- FLSA Overtime Security Advisor
Sick Leave and Disability Leave
In addition to meeting certain duties tests, to qualify for exemption under the Regulations, Part 541, generally an employee must be paid at a rate of not less than $455 per week on a salary basis. As a general rule, if the exempt employee performs any work during the workweek, he or she must be paid the full salary amount. The employee need not be paid for any workweek during which he or she performs no work. An employer may not make deductions from an exempt employee's pay for absences caused by the employer or by the operating requirements of the business. If the exempt employee is ready, willing and able to work, deductions from the employee's pay may not be made when no work is available. One limited exception to this general rule is deductions of full day increments for absences due to sickness or disability. In addition, special rules regarding leave apply to exempt employees of public agencies.
To qualify for exemption, employees generally must meet certain tests regarding their job duties and meet certain compensation requirements. Job titles do not determine exempt status. You should also review the other sections of this Advisor for help in determining whether the employee meets the duties tests for exemption.
An employer may make a deduction from an exempt employee's salary for the employee's full day absences due to sickness provided the deduction is made in accordance with a bona fide plan, policy or practice of providing wage replacement benefits for such absences. Deductions may also be made for the exempt employee's full day absences due to sickness before the employee has qualified for the plan, policy or practice or after the employee has exhausted the leave allowance under the plan.
For example, an employer's sick leave plan provides each employee with 10 paid sick days per year. An employee must work for the employer 90 days before becoming eligible for the sick leave benefit. In this example, a deduction of one or more full days may be made from the salary of an exempt employee who is absent due to sickness:
- Before the employee becomes eligible to participate in the sick leave plan (i.e., in the initial 90 days of employment);
- After the employee has exhausted the 10-day leave entitlement under the sick leave plan; and
- When the employee receives compensation according to the employer's sick leave plan. (In this case, the employee would most likely not see a reduction in pay but rather the employee's sick leave benefit would be reduced by the number of days he or she was absent due to sickness and for which compensation from the plan was received).

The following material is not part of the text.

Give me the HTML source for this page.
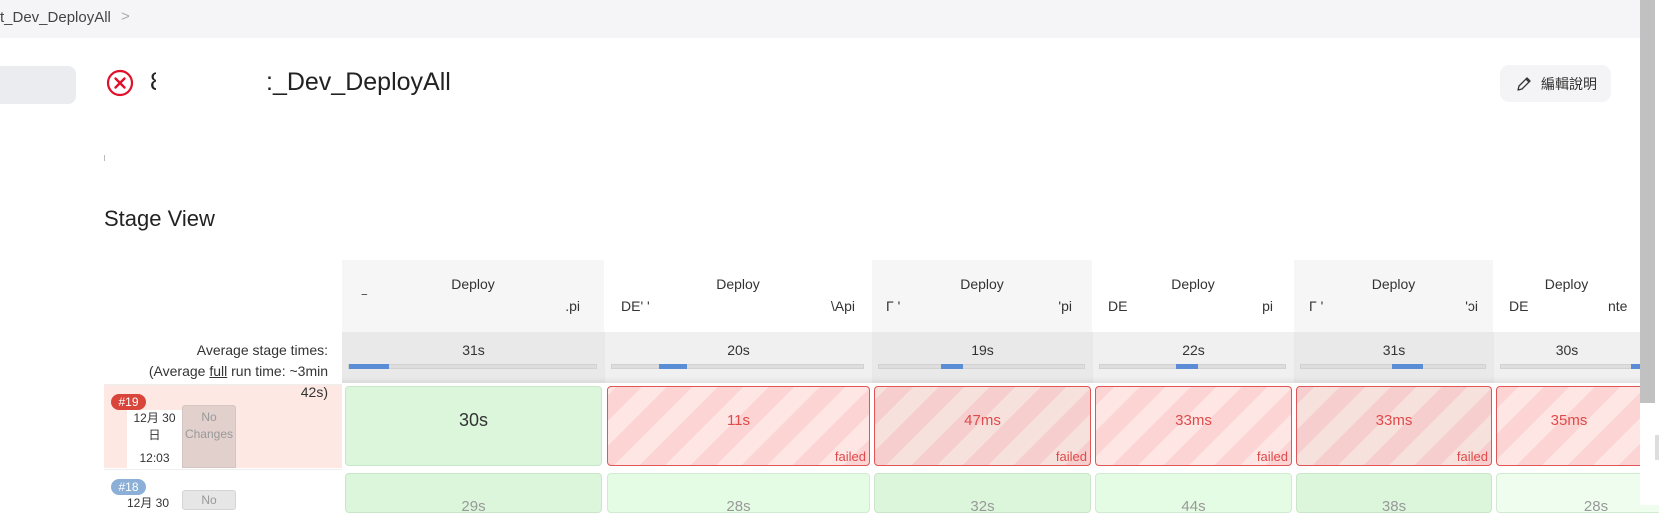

An employer may make a deduction from an exempt employee's salary for the employee's full day absences due to disability (including work-related accidents) provided the deduction is made in accordance with a bona fide plan, policy or practice of providing wage replacement benefits for such absences. Deductions may also be made for the exempt employee's full day absences due to disability before the employee has qualified for the plan, policy or practice or after the employee has exhausted the leave allowance under the plan. The employer is not required to pay any portion of the exempt employee's salary for full-day absences for which the employee receives compensation under the plan, policy or practice.
For example, if an employer maintains a short-term disability insurance plan providing salary replacement for 12 weeks starting on the fourth day of absence, the employer may make deductions:
- for the three days of absence before the employee qualifies for benefits under the plan;
- for the twelve weeks in which the employee receives salary replacement benefits under the plan; and
- for absences after the employee has exhausted the 12 weeks of salary replacement benefits.
Similarly, an employer may make deductions from an exempt employee's pay for absences of one or more full days if wage replacement benefits are provided under a state disability insurance law or under a state workers' compensation law.
Special Rules Applicable to Public Agency Employees
An exempt employee of a public agency may have his or her pay reduced or may be placed on unpaid leave for absences due to illness or injury of less than one full day when leave is not used by the employee because:
- permission to use leave has not been sought or permission has been sought and denied;
- the employee's accrued leave has been exhausted; or
- the employee chooses to use leave without pay;
provided that the employee is paid according to a pay system established by statute, ordinance or regulation or by a policy or practice established pursuant to the principles of public accountability, under which the employee accrues personal leave and sick leave and which requires the public agency employee's pay to be reduced for such absences.